Set task: Return each line holding the string "this".

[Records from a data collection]

++++

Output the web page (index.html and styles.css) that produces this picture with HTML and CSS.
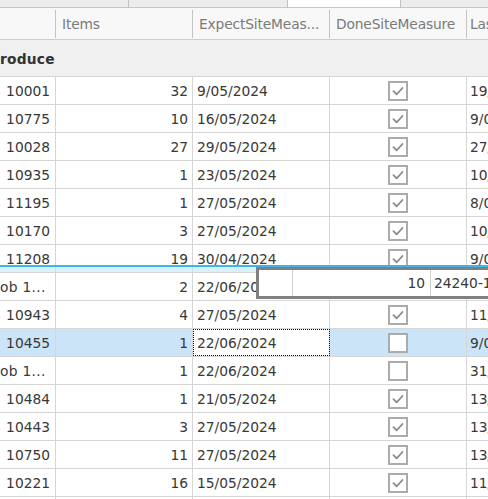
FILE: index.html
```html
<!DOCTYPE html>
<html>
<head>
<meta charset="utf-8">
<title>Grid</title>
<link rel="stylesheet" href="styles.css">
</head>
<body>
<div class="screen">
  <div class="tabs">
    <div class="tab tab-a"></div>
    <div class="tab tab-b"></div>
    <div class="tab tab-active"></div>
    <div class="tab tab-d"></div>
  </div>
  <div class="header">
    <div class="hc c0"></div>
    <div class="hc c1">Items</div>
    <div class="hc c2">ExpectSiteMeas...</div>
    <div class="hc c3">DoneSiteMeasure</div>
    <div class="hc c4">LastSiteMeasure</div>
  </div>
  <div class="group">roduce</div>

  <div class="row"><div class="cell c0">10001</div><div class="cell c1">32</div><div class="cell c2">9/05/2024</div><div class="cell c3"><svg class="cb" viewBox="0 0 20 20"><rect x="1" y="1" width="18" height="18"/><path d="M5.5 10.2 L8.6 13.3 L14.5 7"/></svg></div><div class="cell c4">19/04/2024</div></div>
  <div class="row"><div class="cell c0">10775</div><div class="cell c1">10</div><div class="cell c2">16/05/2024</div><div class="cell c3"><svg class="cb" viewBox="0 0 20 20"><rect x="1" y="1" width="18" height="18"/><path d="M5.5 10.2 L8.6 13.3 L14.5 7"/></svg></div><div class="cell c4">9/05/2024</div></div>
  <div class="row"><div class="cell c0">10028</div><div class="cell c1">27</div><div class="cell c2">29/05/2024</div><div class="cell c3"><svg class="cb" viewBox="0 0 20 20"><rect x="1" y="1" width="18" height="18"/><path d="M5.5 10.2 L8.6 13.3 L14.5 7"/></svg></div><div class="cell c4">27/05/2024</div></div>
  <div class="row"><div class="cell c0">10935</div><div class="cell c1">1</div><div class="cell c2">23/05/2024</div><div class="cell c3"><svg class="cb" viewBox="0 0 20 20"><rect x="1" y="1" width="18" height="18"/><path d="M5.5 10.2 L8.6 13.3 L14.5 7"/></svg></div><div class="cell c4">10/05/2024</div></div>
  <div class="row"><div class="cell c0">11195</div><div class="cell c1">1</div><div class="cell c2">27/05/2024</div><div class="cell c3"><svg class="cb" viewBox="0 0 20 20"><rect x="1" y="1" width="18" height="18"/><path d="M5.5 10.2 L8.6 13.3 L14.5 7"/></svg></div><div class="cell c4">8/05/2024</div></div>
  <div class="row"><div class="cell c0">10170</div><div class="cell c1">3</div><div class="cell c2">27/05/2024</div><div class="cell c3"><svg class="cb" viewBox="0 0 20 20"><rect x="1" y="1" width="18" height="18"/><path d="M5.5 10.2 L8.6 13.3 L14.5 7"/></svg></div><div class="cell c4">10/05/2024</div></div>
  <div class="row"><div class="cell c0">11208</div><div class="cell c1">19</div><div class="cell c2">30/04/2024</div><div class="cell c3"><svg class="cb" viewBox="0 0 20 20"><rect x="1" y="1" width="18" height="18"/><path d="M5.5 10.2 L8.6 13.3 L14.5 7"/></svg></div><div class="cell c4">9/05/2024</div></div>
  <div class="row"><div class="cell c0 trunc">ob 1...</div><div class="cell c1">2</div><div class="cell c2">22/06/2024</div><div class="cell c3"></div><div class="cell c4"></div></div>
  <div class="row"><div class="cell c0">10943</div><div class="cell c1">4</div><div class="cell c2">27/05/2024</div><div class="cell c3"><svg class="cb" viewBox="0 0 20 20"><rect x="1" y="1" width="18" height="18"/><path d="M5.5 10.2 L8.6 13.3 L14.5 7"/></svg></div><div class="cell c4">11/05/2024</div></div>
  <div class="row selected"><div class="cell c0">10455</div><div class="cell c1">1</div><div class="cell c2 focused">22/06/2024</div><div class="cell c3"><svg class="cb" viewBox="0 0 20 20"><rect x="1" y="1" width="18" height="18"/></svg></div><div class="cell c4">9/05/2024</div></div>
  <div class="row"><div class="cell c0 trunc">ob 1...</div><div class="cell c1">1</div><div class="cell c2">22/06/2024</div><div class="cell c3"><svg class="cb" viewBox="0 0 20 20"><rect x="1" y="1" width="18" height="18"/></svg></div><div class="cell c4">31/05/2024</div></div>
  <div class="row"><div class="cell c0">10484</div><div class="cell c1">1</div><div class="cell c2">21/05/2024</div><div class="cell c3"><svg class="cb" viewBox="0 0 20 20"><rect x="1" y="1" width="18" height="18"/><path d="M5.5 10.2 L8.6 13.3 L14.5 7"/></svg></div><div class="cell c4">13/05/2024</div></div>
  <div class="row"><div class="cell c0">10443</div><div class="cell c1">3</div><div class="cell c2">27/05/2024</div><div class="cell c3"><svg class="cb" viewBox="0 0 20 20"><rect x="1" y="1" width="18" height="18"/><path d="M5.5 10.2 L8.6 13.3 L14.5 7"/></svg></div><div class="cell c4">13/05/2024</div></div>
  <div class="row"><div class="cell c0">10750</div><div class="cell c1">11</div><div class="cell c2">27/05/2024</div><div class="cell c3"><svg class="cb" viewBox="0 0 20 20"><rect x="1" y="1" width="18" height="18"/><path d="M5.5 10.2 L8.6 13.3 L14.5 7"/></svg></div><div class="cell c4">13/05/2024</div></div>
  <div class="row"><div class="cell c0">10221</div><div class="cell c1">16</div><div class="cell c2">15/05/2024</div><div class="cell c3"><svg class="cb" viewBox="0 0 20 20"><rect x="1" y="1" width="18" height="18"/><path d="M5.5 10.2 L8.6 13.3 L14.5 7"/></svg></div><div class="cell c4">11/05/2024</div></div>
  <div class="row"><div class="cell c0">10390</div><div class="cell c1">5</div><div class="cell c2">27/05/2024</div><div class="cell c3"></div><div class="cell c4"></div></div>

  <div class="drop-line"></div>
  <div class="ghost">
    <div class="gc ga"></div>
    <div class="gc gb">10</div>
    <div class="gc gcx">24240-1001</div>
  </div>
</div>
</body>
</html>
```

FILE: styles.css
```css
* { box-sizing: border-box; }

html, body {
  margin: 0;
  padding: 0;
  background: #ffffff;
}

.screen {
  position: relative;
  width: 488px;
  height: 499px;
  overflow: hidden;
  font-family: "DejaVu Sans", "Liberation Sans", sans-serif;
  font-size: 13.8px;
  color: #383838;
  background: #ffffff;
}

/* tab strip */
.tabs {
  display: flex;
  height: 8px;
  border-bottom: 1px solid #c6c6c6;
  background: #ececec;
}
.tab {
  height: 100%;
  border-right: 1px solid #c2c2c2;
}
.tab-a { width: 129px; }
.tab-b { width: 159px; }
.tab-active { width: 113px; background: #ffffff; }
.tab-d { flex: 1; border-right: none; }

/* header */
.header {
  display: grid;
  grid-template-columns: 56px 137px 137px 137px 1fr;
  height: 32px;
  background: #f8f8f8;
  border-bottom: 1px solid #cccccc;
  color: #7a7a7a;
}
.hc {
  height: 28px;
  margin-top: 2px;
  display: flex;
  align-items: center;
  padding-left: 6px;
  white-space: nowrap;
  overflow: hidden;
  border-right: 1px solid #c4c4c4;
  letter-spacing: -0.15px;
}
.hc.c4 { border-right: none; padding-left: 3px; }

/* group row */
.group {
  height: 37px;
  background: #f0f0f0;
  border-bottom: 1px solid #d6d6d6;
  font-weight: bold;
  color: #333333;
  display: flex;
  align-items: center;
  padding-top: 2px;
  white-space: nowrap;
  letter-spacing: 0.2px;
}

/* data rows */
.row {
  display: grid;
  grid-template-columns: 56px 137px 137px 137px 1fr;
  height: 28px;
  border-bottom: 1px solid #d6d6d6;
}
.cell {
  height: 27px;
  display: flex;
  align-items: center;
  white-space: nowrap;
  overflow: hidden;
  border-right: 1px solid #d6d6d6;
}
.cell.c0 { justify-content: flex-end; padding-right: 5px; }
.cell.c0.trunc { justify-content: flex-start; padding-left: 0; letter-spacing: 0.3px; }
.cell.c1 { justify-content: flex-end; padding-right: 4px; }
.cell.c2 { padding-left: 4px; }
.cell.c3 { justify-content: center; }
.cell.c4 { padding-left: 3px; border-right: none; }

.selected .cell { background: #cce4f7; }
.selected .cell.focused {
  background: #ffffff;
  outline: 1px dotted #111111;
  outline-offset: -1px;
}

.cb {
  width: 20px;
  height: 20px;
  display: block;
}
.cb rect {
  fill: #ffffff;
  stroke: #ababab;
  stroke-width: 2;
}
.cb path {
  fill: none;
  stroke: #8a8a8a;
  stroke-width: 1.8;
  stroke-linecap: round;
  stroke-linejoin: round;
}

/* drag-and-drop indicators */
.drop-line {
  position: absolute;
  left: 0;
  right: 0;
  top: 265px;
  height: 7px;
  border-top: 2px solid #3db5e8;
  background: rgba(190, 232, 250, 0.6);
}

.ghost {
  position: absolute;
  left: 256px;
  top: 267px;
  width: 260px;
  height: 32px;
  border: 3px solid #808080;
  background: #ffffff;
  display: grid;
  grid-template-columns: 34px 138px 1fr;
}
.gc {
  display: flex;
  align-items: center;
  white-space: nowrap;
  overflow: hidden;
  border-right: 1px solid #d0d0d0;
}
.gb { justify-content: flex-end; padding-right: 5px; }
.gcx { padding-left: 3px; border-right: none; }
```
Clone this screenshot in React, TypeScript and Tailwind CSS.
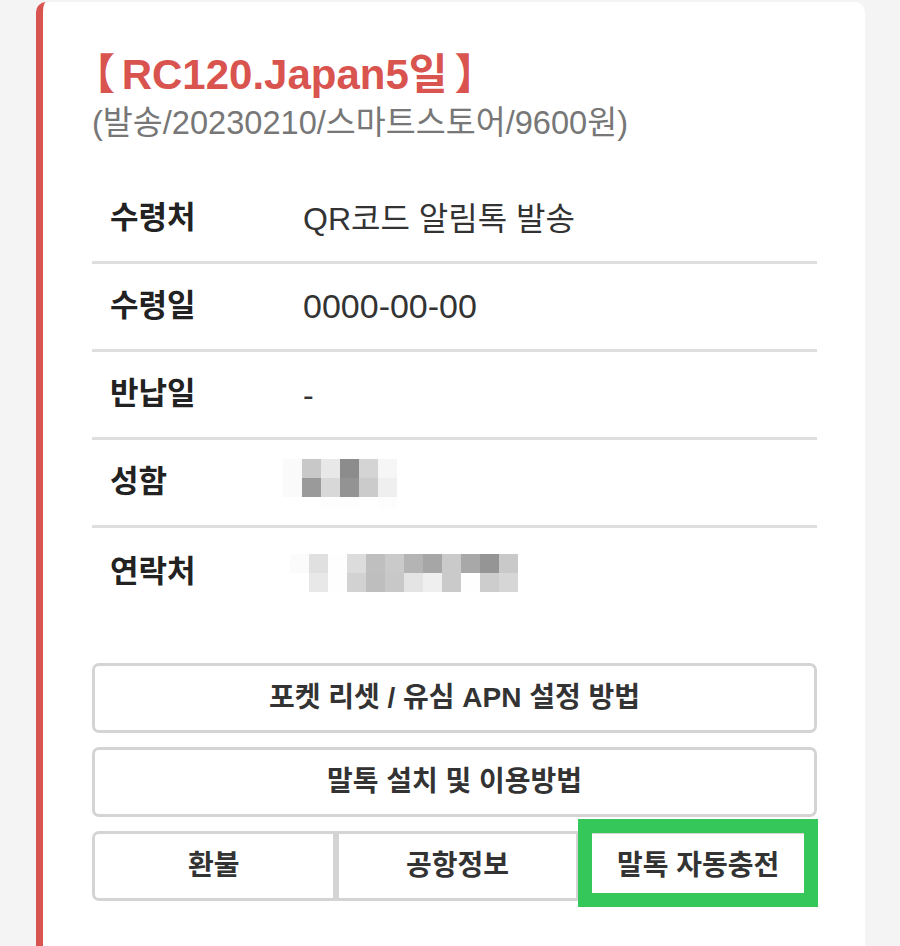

++++

In response:
Output the web page (index.html and styles.css) that produces this picture with HTML and CSS.
Clone this screenshot in React, TypeScript and Tailwind CSS.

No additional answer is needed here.